The Supreme Court had provisionally suspended enforcement of the law pending a ruling on its compliance with the constitution.

RULING TO BE CONFIRMED

In the decision handed down on Monday following arguments from Mato Grosso, Justice Flavio Dino acknowledged the moratorium as an important conservation tool; however, he wrote it cannot be used to constrain the actions of the state.

The state "may base its tax incentive policy on criteria that are different from those of a private agreement, as long as it is in compliance with national legislation," Dino wrote.

"It seems reasonable to me that [Mato Grosso] state should not be obliged to grant tax incentives or public land [use] to companies failing to comply with laws that took effect after the signing of the Soy Moratorium," he added.

The ruling must now be confirmed by a panel of Supreme Court justices before it can be enforced from January 1, 2026, the decision said.

Abiove, which represents soybean traders, said last week before a Senate committee that the case gave the soy industry a chance to improve the moratorium.

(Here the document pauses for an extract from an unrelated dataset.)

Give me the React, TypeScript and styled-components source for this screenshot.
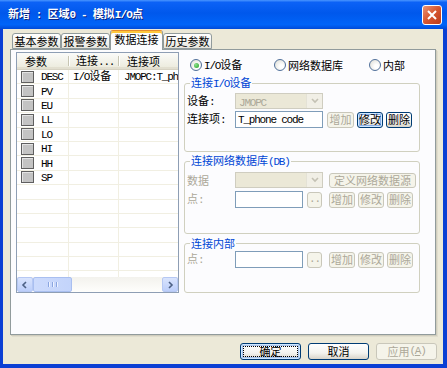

On the Supreme Court's decision itself, Abiove vowed to open talks with the Mato Grosso government to discuss the application of the new law if the panel confirms the latest ruling on the matter. Abiove praised the fact Justice Dino gave time in his decision for private and public agents to have talks.

Abiove added Dino's decision "makes it clear" that all previous legal acts and acquired rights "are guaranteed," meaning the incentives already granted to the trading companies cannot be withdrawn, according to the statement.

The current moratorium agreement bars soy purchases from a whole farm if it includes areas deforested since 2008, and one potential change could allow more flexibility by drawing a distinction between individual soy fields.

Farmers and traders, however, have yet to reach a compromise.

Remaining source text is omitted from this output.